Educate on statistical concepts
Teams that understand sample size limitations make better collective decisions. Investment in statistical literacy pays ongoing returns.
Building habits around sample size
Practical implementation:
Default to longer timeframes
Set dashboard defaults to weekly or monthly views. Daily view available but not default. Design shapes behavior toward more reliable analysis.
Minimum sample thresholds
“We don’t draw conclusions from fewer than 50 events.” Explicit thresholds prevent small-sample reasoning. Rules eliminate judgment in the moment.
Waiting periods for analysis
“New campaigns get evaluated after one month, not one week.” Forced waiting periods ensure adequate sample accumulation before conclusions.
Skepticism habit
When seeing a dramatic metric, first question: How many observations? Train automatic skepticism about impressive-looking small-sample results.
Frequently asked questions
How do I know if my sample is big enough?
For rough guidance: to detect moderate changes with confidence, you need at least 100+ events in the metric you’re measuring (conversions, purchases, etc.). Fewer than 30 events is almost certainly too noisy to interpret.
What if I need to make decisions with small samples?
Acknowledge the uncertainty. Make reversible decisions. Plan to revisit as more data accumulates. Small-sample decisions should be provisional, not permanent.
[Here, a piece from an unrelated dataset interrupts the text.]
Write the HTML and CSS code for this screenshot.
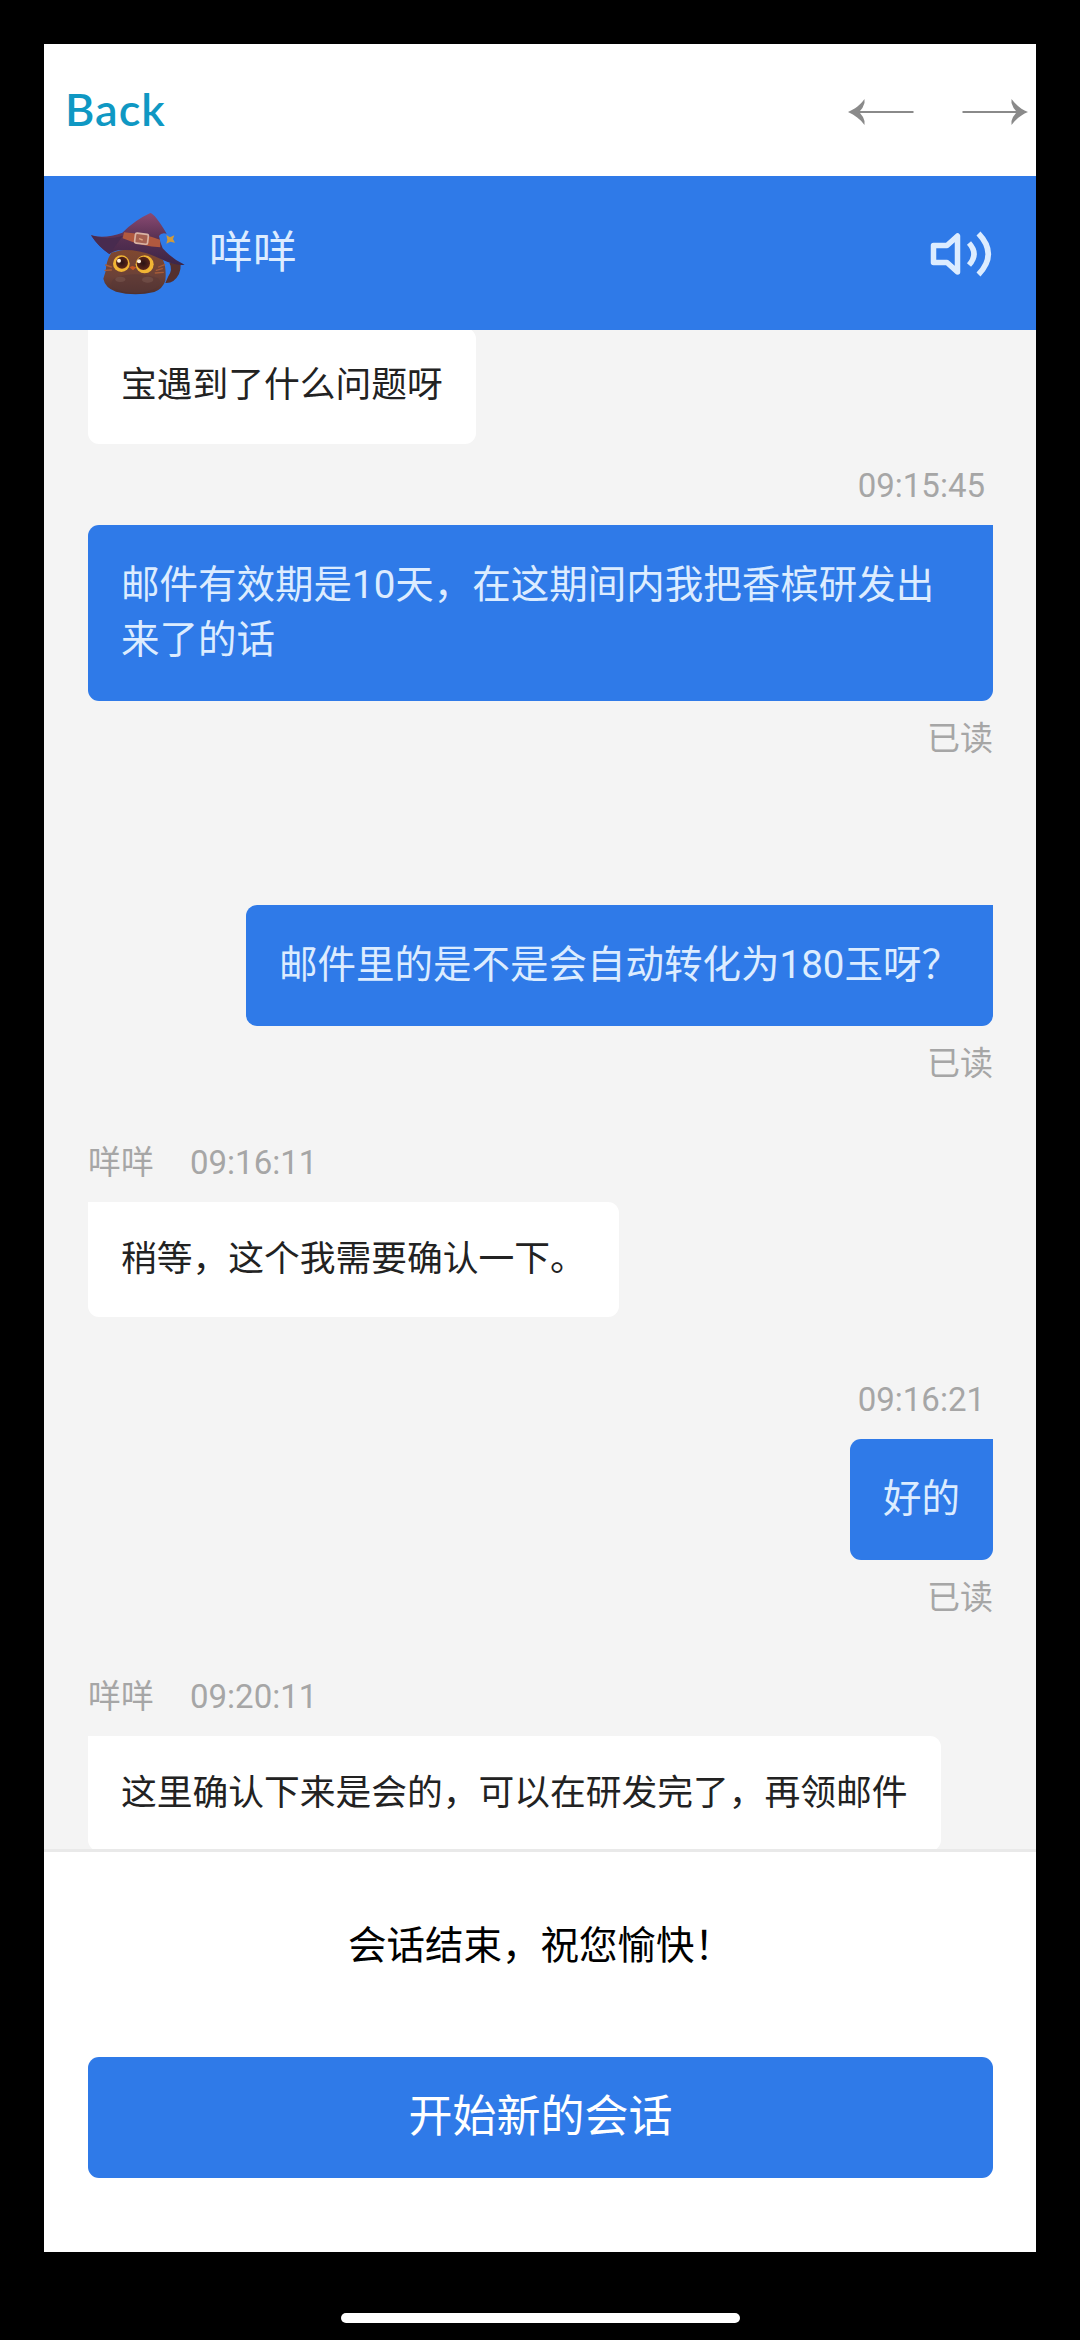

Doesn’t intuition count for something?
Intuition can be valuable for generating hypotheses worth testing. But intuition shouldn’t override statistical reality. If the sample is too small to draw conclusions, intuition doesn’t change that.
What about qualitative data from small samples?
Qualitative data follows different rules. Five detailed customer interviews might reveal genuine insights. But qualitative insight shouldn’t be confused with quantitative proof. They serve different purposes.